Überpufferungsschutzeinrichtungen im Schienengüterverkehr
Erstellt am: 28.11.2003 | Stand des Wissens: 22.03.2024
Synthesebericht gehört zu:
Ansprechperson
IKEM - Institut für Klimaschutz, Energie und Mobilität e.V.
Karlsruher Institut für Technologie (KIT), Institut für Volkswirtschaftslehre (ECON), Prof. Dr. Kay Mitusch
Eine Begleiterscheinung von Unfällen im Schienengüterverkehr ist häufig ein Überpufferungsvorgang. Dabei gleiten die Puffer der zusammenstoßenden Waggons so übereinander, dass der reguläre Abstand der Wagen untereinander sowie zwischen deren Aufbauten nicht mehr eingehalten wird. Die Folge ist die Gefahr des sogenannten "Aufkletterns" der Wagen und deren gegenseitigen Beschädigung. Insbesondere können Bauteile des Fahrgestells und der Aufbauten mit geringen Querschnittsflächen (zum Beispiel Zughaken, Leiterteile etc.) die Aufbauten des anderen Wagen (zum Beispiel Tanks) durchstoßen und einen Ladegutaustritt herbeiführen. Unterstützend wirken dabei die hohen Massen der Fahrzeuge. [OTIF03, S. 2]

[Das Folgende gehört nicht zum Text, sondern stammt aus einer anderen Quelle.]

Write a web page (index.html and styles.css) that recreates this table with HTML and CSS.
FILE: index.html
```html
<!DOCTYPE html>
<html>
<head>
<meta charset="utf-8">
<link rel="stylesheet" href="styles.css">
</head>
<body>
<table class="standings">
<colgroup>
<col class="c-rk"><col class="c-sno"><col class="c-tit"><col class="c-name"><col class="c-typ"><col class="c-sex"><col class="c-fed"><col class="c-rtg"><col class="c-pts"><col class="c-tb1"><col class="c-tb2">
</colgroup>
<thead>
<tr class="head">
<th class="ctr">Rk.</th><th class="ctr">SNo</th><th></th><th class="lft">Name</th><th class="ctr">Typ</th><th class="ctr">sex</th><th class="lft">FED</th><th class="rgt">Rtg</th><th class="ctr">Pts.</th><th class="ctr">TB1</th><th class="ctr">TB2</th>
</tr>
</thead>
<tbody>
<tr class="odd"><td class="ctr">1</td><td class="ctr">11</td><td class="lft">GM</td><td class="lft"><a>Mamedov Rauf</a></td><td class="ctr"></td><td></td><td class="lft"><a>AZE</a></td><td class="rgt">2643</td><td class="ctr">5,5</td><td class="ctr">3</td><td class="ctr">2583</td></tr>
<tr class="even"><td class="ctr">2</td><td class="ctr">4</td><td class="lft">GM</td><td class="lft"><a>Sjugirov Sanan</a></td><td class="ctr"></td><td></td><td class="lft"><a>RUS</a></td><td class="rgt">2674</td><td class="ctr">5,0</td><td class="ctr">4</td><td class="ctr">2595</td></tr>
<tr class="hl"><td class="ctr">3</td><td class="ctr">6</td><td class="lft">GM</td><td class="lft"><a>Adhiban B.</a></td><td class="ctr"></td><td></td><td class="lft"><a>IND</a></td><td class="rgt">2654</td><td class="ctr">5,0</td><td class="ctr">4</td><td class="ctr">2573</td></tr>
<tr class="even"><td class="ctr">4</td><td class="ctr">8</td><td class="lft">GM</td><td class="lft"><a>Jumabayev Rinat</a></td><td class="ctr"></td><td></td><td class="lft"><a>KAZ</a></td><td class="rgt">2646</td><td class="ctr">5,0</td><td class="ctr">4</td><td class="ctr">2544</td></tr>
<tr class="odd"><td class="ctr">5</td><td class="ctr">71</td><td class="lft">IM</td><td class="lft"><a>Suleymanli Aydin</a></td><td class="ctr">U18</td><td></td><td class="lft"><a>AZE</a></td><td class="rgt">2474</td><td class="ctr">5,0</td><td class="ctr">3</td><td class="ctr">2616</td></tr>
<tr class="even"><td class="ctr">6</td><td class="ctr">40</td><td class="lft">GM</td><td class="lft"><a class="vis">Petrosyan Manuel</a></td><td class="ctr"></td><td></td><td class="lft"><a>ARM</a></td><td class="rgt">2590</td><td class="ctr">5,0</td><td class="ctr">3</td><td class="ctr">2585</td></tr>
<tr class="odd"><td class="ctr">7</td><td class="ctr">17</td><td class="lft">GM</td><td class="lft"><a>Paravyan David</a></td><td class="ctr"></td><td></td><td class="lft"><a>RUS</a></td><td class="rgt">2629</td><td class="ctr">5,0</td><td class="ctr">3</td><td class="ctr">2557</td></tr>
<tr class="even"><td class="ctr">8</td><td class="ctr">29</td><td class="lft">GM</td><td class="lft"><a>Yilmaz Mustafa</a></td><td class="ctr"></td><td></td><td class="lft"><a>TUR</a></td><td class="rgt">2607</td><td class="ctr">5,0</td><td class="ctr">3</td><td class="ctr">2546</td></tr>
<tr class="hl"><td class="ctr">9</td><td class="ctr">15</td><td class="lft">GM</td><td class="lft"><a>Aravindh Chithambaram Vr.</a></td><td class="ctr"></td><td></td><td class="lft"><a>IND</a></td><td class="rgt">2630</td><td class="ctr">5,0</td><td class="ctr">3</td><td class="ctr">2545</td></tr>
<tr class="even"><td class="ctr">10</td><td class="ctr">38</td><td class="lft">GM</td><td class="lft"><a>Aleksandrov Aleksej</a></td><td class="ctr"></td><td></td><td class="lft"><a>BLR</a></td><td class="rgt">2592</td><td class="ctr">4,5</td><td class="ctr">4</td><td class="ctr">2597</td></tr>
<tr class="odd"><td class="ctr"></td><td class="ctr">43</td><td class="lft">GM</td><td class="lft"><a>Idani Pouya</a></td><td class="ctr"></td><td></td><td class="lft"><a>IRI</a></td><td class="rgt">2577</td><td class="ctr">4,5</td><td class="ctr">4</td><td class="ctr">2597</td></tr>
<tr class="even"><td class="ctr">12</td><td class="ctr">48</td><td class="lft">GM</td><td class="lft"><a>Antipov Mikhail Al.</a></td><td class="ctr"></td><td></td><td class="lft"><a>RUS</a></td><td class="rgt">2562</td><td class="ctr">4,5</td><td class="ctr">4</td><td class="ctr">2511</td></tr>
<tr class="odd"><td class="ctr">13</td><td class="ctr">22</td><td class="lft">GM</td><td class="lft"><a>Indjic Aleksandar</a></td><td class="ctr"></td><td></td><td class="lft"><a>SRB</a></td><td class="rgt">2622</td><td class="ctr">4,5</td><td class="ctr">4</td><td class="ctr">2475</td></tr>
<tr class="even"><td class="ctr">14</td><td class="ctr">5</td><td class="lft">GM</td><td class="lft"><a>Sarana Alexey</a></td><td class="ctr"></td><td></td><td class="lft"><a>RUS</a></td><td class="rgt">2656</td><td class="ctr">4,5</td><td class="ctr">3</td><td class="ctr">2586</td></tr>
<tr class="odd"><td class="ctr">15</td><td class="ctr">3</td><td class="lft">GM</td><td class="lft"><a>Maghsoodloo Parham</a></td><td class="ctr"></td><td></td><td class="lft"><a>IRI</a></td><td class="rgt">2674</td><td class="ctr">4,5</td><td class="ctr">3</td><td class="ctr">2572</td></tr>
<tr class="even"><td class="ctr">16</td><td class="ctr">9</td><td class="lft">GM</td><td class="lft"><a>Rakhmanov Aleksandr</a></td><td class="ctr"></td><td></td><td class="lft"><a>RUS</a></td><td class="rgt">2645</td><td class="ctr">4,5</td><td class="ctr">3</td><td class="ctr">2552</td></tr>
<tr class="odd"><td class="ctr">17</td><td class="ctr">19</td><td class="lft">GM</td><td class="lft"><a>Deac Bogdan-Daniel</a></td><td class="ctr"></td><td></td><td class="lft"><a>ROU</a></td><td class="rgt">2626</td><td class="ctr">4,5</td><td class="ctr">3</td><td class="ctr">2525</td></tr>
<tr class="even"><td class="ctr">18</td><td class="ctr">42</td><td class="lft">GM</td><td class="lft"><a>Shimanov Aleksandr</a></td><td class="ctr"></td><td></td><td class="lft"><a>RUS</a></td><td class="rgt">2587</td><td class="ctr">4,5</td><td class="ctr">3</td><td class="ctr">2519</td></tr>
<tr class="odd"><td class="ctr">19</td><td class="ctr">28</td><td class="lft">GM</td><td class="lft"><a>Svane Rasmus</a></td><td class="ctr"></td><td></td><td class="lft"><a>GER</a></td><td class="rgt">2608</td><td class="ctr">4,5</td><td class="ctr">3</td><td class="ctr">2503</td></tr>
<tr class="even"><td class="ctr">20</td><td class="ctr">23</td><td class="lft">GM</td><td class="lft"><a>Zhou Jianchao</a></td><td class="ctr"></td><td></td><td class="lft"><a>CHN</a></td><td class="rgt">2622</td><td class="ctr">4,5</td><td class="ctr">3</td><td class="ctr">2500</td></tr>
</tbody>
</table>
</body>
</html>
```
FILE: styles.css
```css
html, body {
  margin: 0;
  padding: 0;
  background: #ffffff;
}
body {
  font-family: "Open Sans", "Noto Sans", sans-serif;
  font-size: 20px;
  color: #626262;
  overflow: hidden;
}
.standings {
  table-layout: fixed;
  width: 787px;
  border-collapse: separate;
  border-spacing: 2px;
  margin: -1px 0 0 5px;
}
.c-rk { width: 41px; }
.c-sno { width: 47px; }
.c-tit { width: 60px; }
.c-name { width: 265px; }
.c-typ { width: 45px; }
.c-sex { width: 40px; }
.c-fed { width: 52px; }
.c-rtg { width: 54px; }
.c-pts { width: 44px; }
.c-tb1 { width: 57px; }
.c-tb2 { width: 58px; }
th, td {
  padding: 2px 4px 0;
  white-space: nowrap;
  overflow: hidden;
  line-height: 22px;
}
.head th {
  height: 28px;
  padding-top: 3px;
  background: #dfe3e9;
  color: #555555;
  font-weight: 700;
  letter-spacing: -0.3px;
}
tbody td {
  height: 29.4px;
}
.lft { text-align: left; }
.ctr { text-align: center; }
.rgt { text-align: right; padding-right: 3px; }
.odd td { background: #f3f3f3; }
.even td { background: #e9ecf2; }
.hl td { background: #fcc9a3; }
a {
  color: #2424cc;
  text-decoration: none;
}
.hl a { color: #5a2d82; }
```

Überpufferungsschutzeinrichtungen sollen eine vollständige Überpufferung mit den beschriebenen Folgen verhindern. Wegen der festliegenden geometrischen Abmessungen (Vorbaulänge etc.) bei vorhandenem Wagenbestand werden derartige Einrichtungen überwiegend im Zuge von Fahrzeugneubauten berücksichtigt. So wurde 2002 die Umrüstung des vorhandenen Wagenparks von Seiten der durch das ehem. Bundesministerium für Verkehr, Bau- und Wohnungswesen (BMVBW) ins Leben gerufenen Arbeitsgruppe "Tank- und Fahrzeugtechnik" als wirtschaftlich nicht vertretbar angesehen. Dagegen hielten sich bei einer Umsetzung der Maßnahmen bei Neufahrzeugen die "Gewichts- und Kostenerhöhungen in betriebswirtschaftlich vertretbaren Grenzen" [BMVBS02, S. 13].

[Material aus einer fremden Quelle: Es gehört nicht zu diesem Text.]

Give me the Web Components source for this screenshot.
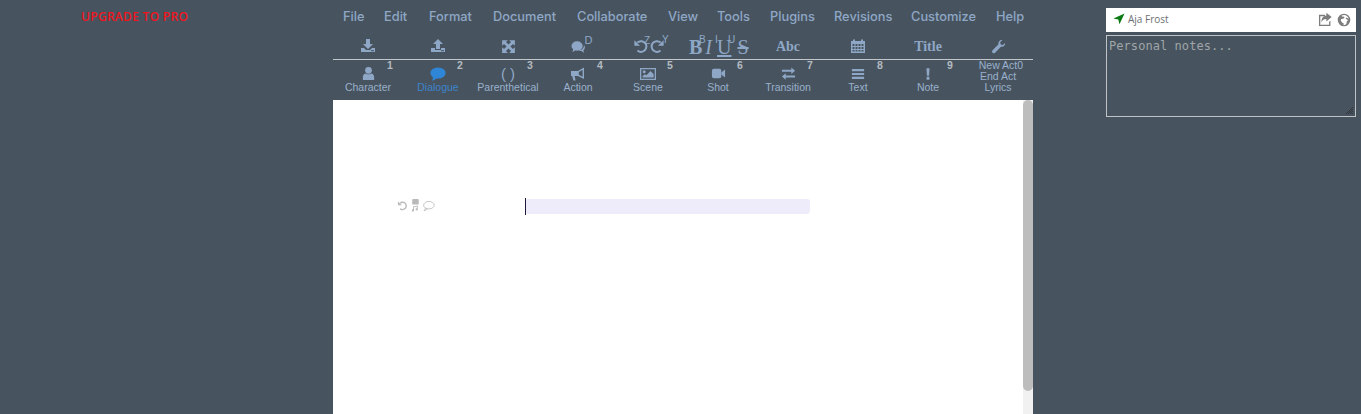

Zur Vermeidung von Schäden durch Überpufferung wurden verschiedene Alternativmaßnahmen vorgeschlagen:
- Erhöhung der Wanddicke von Tanks
- Verwendung alternativer Werkstoffe mit einem höheren Arbeitsaufnahmevermögen
- Sandwich-Cover an den Tankböden
- Schutzschild an jedem Wagenende (Abbildung 1)
[BMVBS02, S. 13].
Alternative Maßnahmen können jedoch lediglich der Eindämmung des Gesamtausmaßes eines Unfalls dienen.

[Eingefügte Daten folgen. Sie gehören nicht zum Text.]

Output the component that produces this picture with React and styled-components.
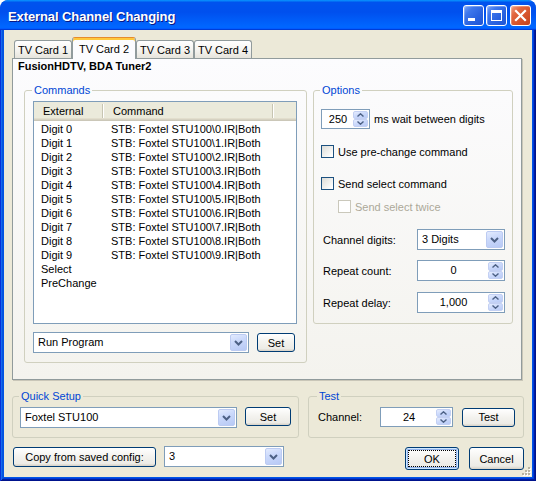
import React from "react";
import styled, { createGlobalStyle, css } from "styled-components";

const GlobalStyle = createGlobalStyle`
  html, body { margin: 0; padding: 0; background: #ffffff; }
  body { font-family: "Liberation Sans", Arial, sans-serif; font-size: 11px; color: #000; }
  * { box-sizing: border-box; }
`;

const FONT = `"Liberation Sans", Arial, sans-serif`;

const Window = styled.div`
  width: 536px;
  height: 481px;
  display: flex;
  flex-direction: column;
  border-radius: 8px 8px 0 0;
  overflow: hidden;
  background: #0055e5;
`;

const TitleBar = styled.div`
  height: 30px;
  flex: none;
  display: flex;
  align-items: center;
  padding: 0 5px 0 8px;
  border-radius: 8px 8px 0 0;
  background: linear-gradient(180deg, #0997ff, #0053ee 8%, #0050ee 40%, #0066ff 88%, #0066ff 93%, #005bff 95%, #003dd7 96%, #003dd7);
`;

const TitleText = styled.div`
  flex: 1;
  color: #fff;
  font: bold 13px ${FONT};
  letter-spacing: -0.1px;
  text-shadow: 1px 1px #0a1883;
  padding-top: 3px;
`;

const CapButton = styled.div`
  width: 21px;
  height: 21px;
  flex: none;
  margin-left: ${(p) => p.$gap}px;
  border: 1px solid #fff;
  border-radius: 3px;
  display: flex;
  box-shadow: inset 1px 1px rgba(255, 255, 255, 0.25);
  background: ${(p) =>
    p.$close
      ? "linear-gradient(135deg, #f0a183 0%, #e2663f 30%, #d5522a 65%, #c4431c 100%)"
      : "linear-gradient(135deg, #79a4f7 0%, #3e77ec 28%, #2a63e0 62%, #1f55d6 100%)"};
`;

const Frame = styled.div`
  flex: 1;
  display: flex;
  padding: 0 4px 4px;
  background: #0055e5;
  box-shadow: inset 1px 0 #0831d9, inset -1px -1px #00138c, inset 2px 0 #166aee,
    inset -2px -2px #001ea0, inset 3px 0 #0855dd, inset -3px -3px #003bda;
`;

const Client = styled.div`
  flex: 1;
  position: relative;
  display: flex;
  flex-direction: column;
  background: #ece9d8;
  padding: 7px 8px 0 8px;
`;

const TabStrip = styled.div`
  height: 21px;
  display: flex;
  align-items: flex-end;
  margin-left: 2px;
  position: relative;
  z-index: 1;
`;

const Tab = styled.div`
  width: ${(p) => p.$w}px;
  height: ${(p) => (p.$active ? 22 : 18)}px;
  margin-bottom: ${(p) => (p.$active ? -1 : 0)}px;
  flex: none;
  display: flex;
  align-items: center;
  justify-content: center;
  border: 1px solid #919b9c;
  border-bottom: none;
  border-radius: 3px 3px 0 0;
  white-space: nowrap;
  background: linear-gradient(180deg, #ffffff 0%, #f4f3ef 55%, #e6e4dc 100%);
  ${(p) =>
    p.$active &&
    css`
      border-top: 1px solid #e68b2c;
      box-shadow: inset 0 2px #ffc83c;
      background: #fcfcfe;
      padding-top: 1px;
    `}
`;

const Panel = styled.div`
  width: 510px;
  height: 322px;
  flex: none;
  border: 1px solid #919b9c;
  box-shadow: 1px 1px 0 #c9c6b8;
  background: linear-gradient(180deg, #fcfcfe 0%, #f4f3ee 100%);
  padding: 1px 5px;
`;

const PanelTitle = styled.div`
  font: bold 11px ${FONT};
  line-height: 13px;
`;

const GroupsRow = styled.div`
  display: flex;
  align-items: flex-start;
  gap: 6px;
  margin: 11px 0 0 6px;
`;

const Group = styled.fieldset`
  margin: 0;
  min-width: 0;
  flex: none;
  width: ${(p) => p.$w}px;
  padding: ${(p) => p.$pad};
  border: 1px solid #d0d0bf;
  border-radius: 3px;
`;

const Legend = styled.legend`
  padding: 0 2px;
  margin-left: -1px;
  color: #0046d5;
  font: 11px ${FONT};
  line-height: 13px;
`;

const ListView = styled.div`
  width: 264px;
  height: 223px;
  border: 1px solid #7f9db9;
  background: #fff;
  display: flex;
  flex-direction: column;
`;

const ListHeader = styled.div`
  height: 19px;
  flex: none;
  display: flex;
  align-items: flex-start;
  background: linear-gradient(
    180deg,
    #ebeadb 0,
    #ebeadb 16px,
    #e2decd 16px,
    #e2decd 17px,
    #d6d2c2 17px,
    #d6d2c2 18px,
    #cbc7b8 18px
  );
`;

const HeaderCell = styled.div`
  width: ${(p) => p.$w}px;
  flex: none;
  padding-left: 9px;
  line-height: 19px;
`;

const HeaderSep = styled.div`
  width: 2px;
  height: 14px;
  margin-top: 2px;
  flex: none;
  background: linear-gradient(90deg, #c7c5b2 50%, #ffffff 50%);
`;

const Rows = styled.div`
  padding-top: 1px;
`;

const Row = styled.div`
  display: grid;
  grid-template-columns: 70px 1fr;
  height: 14px;
  line-height: 14px;
`;

const Cell = styled.div`
  padding-left: 7px;
  white-space: nowrap;
`;

const ControlRow = styled.div`
  display: flex;
  align-items: ${(p) => p.$align || "center"};
  gap: ${(p) => p.$gap}px;
  margin-top: ${(p) => p.$mt || 0}px;
`;

const Combo = styled.div`
  width: ${(p) => p.$w}px;
  height: 21px;
  flex: none;
  margin-left: ${(p) => p.$ml || 0}px;
  display: flex;
  padding: 1px;
  border: 1px solid #7f9db9;
  background: #fff;
`;

const ComboText = styled.div`
  flex: 1;
  padding-left: 3px;
  line-height: 17px;
  white-space: nowrap;
`;

const ComboButton = styled.div`
  width: 17px;
  flex: none;
  display: flex;
  align-items: center;
  justify-content: center;
  border-radius: 2px;
  border: 1px solid #bccbf2;
  background: linear-gradient(160deg, #e3ebfe 0%, #cbd9fb 40%, #b7c9f5 100%);
`;

const Spin = styled.div`
  width: ${(p) => p.$w}px;
  height: ${(p) => p.$h}px;
  flex: none;
  display: flex;
  padding: 1px;
  border: 1px solid #7f9db9;
  background: #fff;
`;

const SpinValue = styled.div`
  flex: 1;
  display: flex;
  align-items: center;
  justify-content: center;
  padding-bottom: 1px;
`;

const SpinButtons = styled.div`
  width: 15px;
  flex: none;
  display: flex;
  flex-direction: column;
`;

const SpinButton = styled.div`
  flex: 1;
  display: flex;
  align-items: center;
  justify-content: center;
  border-radius: 2px;
  border: 1px solid #c3d0f3;
  background: linear-gradient(160deg, #e6edfe 0%, #cbd9fb 45%, #b9cbf6 100%);
`;

const Button = styled.button`
  width: ${(p) => p.$w}px;
  height: ${(p) => p.$h}px;
  margin-top: ${(p) => p.$mt || 0}px;
  margin-left: ${(p) => p.$ml || 0}px;
  flex: none;
  padding: 0;
  border: 1px solid #003c74;
  border-radius: 3px;
  color: #000;
  font: 11px ${FONT};
  background: linear-gradient(180deg, #ffffff 0%, #f3f2ee 50%, #ecebe6 86%, #d6d0c5 100%);
  white-space: nowrap;
  ${(p) =>
    p.$default &&
    css`
      box-shadow: inset 0 0 0 1px #cee7ff, inset 0 0 0 2px #94b4ec;
      outline: 1px dotted #000;
      outline-offset: -4px;
    `}
`;

const CheckRow = styled.div`
  display: flex;
  align-items: center;
  height: 13px;
  margin-top: ${(p) => p.$mt}px;
  margin-left: ${(p) => p.$ml || 0}px;
  color: ${(p) => (p.$disabled ? "#aca899" : "#000")};
  white-space: nowrap;
`;

const CheckBox = styled.span`
  width: 13px;
  height: 13px;
  flex: none;
  margin-right: 4px;
  border: 1px solid ${(p) => (p.$disabled ? "#cac8bb" : "#1c5180")};
  background: ${(p) => (p.$disabled ? "#ffffff" : "linear-gradient(135deg, #dcdcd7 0%, #ffffff 90%)")};
`;

const FieldRow = styled.div`
  display: grid;
  grid-template-columns: ${(p) => p.$cols};
  column-gap: ${(p) => p.$gap || 0}px;
  align-items: center;
  margin-top: ${(p) => p.$mt || 0}px;
`;

const FieldLabel = styled.span`
  padding-left: ${(p) => p.$pl || 0}px;
  white-space: nowrap;
`;

const BottomGroups = styled.div`
  display: flex;
  align-items: flex-start;
  gap: 9px;
  margin-top: 10px;
`;

const BottomRow = styled.div`
  display: flex;
  align-items: flex-start;
  margin-top: 8px;
`;

const Spacer = styled.div`
  flex: 1;
`;

const Grip = styled.svg`
  position: absolute;
  right: 1px;
  bottom: 1px;
`;

const Chevron = () => (
  <svg width="9" height="6" viewBox="0 0 9 6">
    <path d="M1 1 L4.5 4.5 L8 1" stroke="#4d6185" strokeWidth="2" fill="none" />
  </svg>
);

const SpinArrow = ({ up }) => (
  <svg width="7" height="4" viewBox="0 0 7 4">
    <path
      d={up ? "M0.5 3.5 L3.5 0.8 L6.5 3.5" : "M0.5 0.5 L3.5 3.2 L6.5 0.5"}
      stroke="#4d6185"
      strokeWidth="1.4"
      fill="none"
    />
  </svg>
);

const ComboBox = ({ w, ml, value }) => (
  <Combo $w={w} $ml={ml}>
    <ComboText>{value}</ComboText>
    <ComboButton>
      <Chevron />
    </ComboButton>
  </Combo>
);

const SpinBox = ({ w, h, value }) => (
  <Spin $w={w} $h={h}>
    <SpinValue>{value}</SpinValue>
    <SpinButtons>
      <SpinButton>
        <SpinArrow up />
      </SpinButton>
      <SpinButton>
        <SpinArrow />
      </SpinButton>
    </SpinButtons>
  </Spin>
);

const Check = ({ label, mt, ml, disabled }) => (
  <CheckRow $mt={mt} $ml={ml} $disabled={disabled}>
    <CheckBox $disabled={disabled} />
    {label}
  </CheckRow>
);

const rows = [
  ...Array.from({ length: 10 }, (_, i) => [`Digit ${i}`, `STB: Foxtel STU100\\${i}.IR|Both`]),
  ["Select", ""],
  ["PreChange", ""],
];

const tabs = [
  { label: "TV Card 1", w: 58 },
  { label: "TV Card 2", w: 64, active: true },
  { label: "TV Card 3", w: 58 },
  { label: "TV Card 4", w: 58 },
];

export default function App() {
  return (
    <>
      <GlobalStyle />
      <Window>
        <TitleBar>
          <TitleText>External Channel Changing</TitleText>
          <CapButton $gap={0}>
            <svg width="19" height="19" viewBox="0 0 19 19">
              <rect x="4" y="12" width="7" height="3" fill="#fff" />
            </svg>
          </CapButton>
          <CapButton $gap={2}>
            <svg width="19" height="19" viewBox="0 0 19 19">
              <rect x="4.5" y="4.5" width="10" height="10" stroke="#fff" strokeWidth="1" fill="none" />
              <rect x="4" y="4" width="11" height="3" fill="#fff" />
            </svg>
          </CapButton>
          <CapButton $gap={3} $close>
            <svg width="19" height="19" viewBox="0 0 19 19">
              <path d="M5 5 L14 14 M14 5 L5 14" stroke="#fff" strokeWidth="2.2" strokeLinecap="square" />
            </svg>
          </CapButton>
        </TitleBar>
        <Frame>
          <Client>
            <TabStrip>
              {tabs.map((t) => (
                <Tab key={t.label} $w={t.w} $active={t.active}>
                  {t.label}
                </Tab>
              ))}
            </TabStrip>
            <Panel>
              <PanelTitle>FusionHDTV, BDA Tuner2</PanelTitle>
              <GroupsRow>
                <Group $w={283} $pad="4px 9px 9px 8px">
                  <Legend>Commands</Legend>
                  <ListView>
                    <ListHeader>
                      <HeaderCell $w={68}>External</HeaderCell>
                      <HeaderSep />
                      <HeaderCell $w={168}>Command</HeaderCell>
                      <HeaderSep />
                    </ListHeader>
                    <Rows>
                      {rows.map(([a, b]) => (
                        <Row key={a}>
                          <Cell>{a}</Cell>
                          <Cell>{b}</Cell>
                        </Row>
                      ))}
                    </Rows>
                  </ListView>
                  <ControlRow $gap={8} $mt={8}>
                    <ComboBox w={216} value="Run Program" />
                    <Button $w={38} $h={19}>Set</Button>
                  </ControlRow>
                </Group>
                <Group $w={200} $pad="12px 7px 10px 7px">
                  <Legend>Options</Legend>
                  <ControlRow $gap={4}>
                    <SpinBox w={49} h={20} value="250" />
                    <span>ms wait between digits</span>
                  </ControlRow>
                  <Check mt={16} label="Use pre-change command" />
                  <Check mt={19} label="Send select command" />
                  <Check mt={10} ml={17} disabled label="Send select twice" />
                  <FieldRow $cols="96px 88px" $mt={16}>
                    <FieldLabel $pl={2}>Channel digits:</FieldLabel>
                    <ComboBox w={88} value="3 Digits" />
                  </FieldRow>
                  <FieldRow $cols="96px 88px" $mt={10}>
                    <FieldLabel $pl={2}>Repeat count:</FieldLabel>
                    <SpinBox w={88} h={21} value="0" />
                  </FieldRow>
                  <FieldRow $cols="96px 88px" $mt={11}>
                    <FieldLabel $pl={2}>Repeat delay:</FieldLabel>
                    <SpinBox w={88} h={21} value="1,000" />
                  </FieldRow>
                </Group>
              </GroupsRow>
            </Panel>
            <BottomGroups>
              <Group $w={287} $pad="4px 6px 9px 7px">
                <Legend>Quick Setup</Legend>
                <ControlRow $gap={8} $align="flex-start">
                  <ComboBox w={217} value="Foxtel STU100" />
                  <Button $w={46} $h={19}>Set</Button>
                </ControlRow>
              </Group>
              <Group $w={216} $pad="4px 8px 10px 9px">
                <Legend>Test</Legend>
                <FieldRow $cols="62px 73px 53px" $gap={0}>
                  <FieldLabel>Channel:</FieldLabel>
                  <SpinBox w={73} h={20} value="24" />
                  <Button $w={53} $h={19} $ml={9}>Test</Button>
                </FieldRow>
              </Group>
            </BottomGroups>
            <BottomRow>
              <Button $w={143} $h={20} $mt={1} $ml={1}>Copy from saved config:</Button>
              <ComboBox w={120} ml={8} value="3" />
              <Spacer />
              <Button $w={54} $h={23} $mt={1} $default>OK</Button>
              <Button $w={55} $h={23} $mt={1} $ml={10}>Cancel</Button>
            </BottomRow>
            <Grip width="10" height="10" viewBox="0 0 10 10">
              {[
                [8, 2],
                [8, 5],
                [5, 5],
                [8, 8],
                [5, 8],
                [2, 8],
              ].map(([x, y]) => (
                <g key={`${x}-${y}`}>
                  <rect x={x} y={y} width="2" height="2" fill="#ffffff" />
                  <rect x={x - 1} y={y - 1} width="2" height="2" fill="#b8b4a2" />
                </g>
              ))}
            </Grip>
          </Client>
        </Frame>
      </Window>
    </>
  );
}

Abb. 1: Chlorwagen mit Schutzschild [OTIF03, S. 2]
Bedeutend wichtiger ist es, die Überpufferung im Vorhinein zu verhindern. Beispielhaft hinsichtlich der Umsetzung diverser Sicherheitsmaßnahmen ist das sogenannte "Safe Tank Car" der Firma Wascosa AG zu nennen. Hierbei handelt es sich um einen modifizierten Kesselwagen mit diversen Sicherheitsausrüstungselementen (Abbildungen 2 und 3). Neben dem Überrollschutz, den Crash-Puffern und dem Entgleisungsdetektor wurde ein Überpufferungsschutz angebracht, welcher das Aufklettern in der Entstehung verhindert. Zur Gewichtseinsparung wurde der gesamte Wagen durch eine Leichtbauweise optimiert. Das Nachrüsten an bestehenden Wagen ist allerdings nicht ohne Weiteres möglich. [MaSc11] Das skizzierte Sicherheitspaket ist seit Sommer 2010 erfolgreich im Einsatz und übertrifft die derzeitigen gesetzlichen Vorgaben [Wasc11].